Note - The REST API code is in intermine-neo4jwebapp sub-project of the intermine/neo4j repository.
InterMine-Neo4j API

The InterMine-Neo4j API is developed using Jersey and is documented using Swagger. The InterMine-Neo4j API can be explored via Swagger UI at intermine-neo4jwebapp.herokuapp.com. There are two major endpoints in the API so far,

query/cypher - This returns the Cypher equivalent of any Path Query.
query/results - This endpoint returns the results of a Path Query by converting it into Cypher and running that Cypher against InterMine-Neo4j Graph.

API Response

We have kept InterMine-Neo4j API JSON response exactly similar to the InterMine API response.

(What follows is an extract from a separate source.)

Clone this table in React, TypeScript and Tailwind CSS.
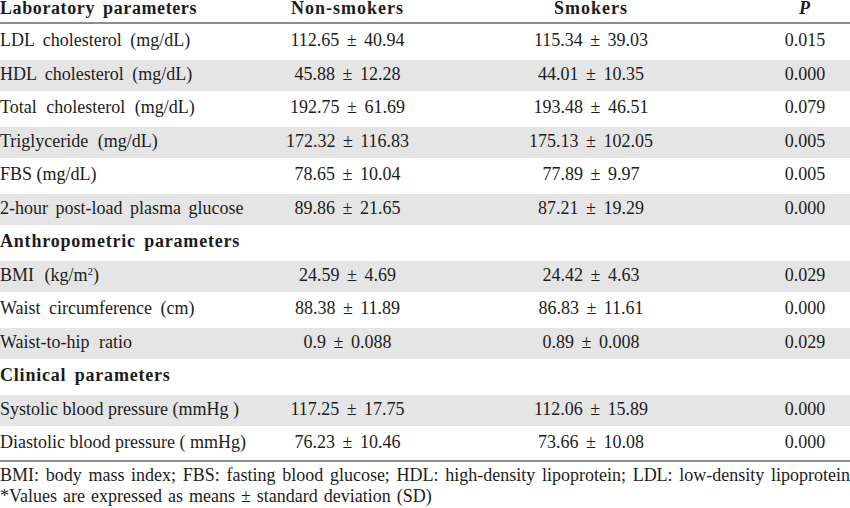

This would ensure that the applications that consume existing InterMine API can work seamlessly with the new API. The API response is being created manually in QueryResult class.
Conclusion

Contributing to InterMine this summer has been an amazing experience. It was my first time working on a project with a global team of experienced developers. I have got a chance to explore the latest technologies like Neo4j, Jersey, Gradle, Swagger etc.
I am grateful to my mentors Sam, Vivek and Daniela, for their guidance, direction and support throughout the summer. It is only because of their support and encouragement that I could complete this project. The entire InterMine community is welcoming and friendly. Overall it was a great learning experience!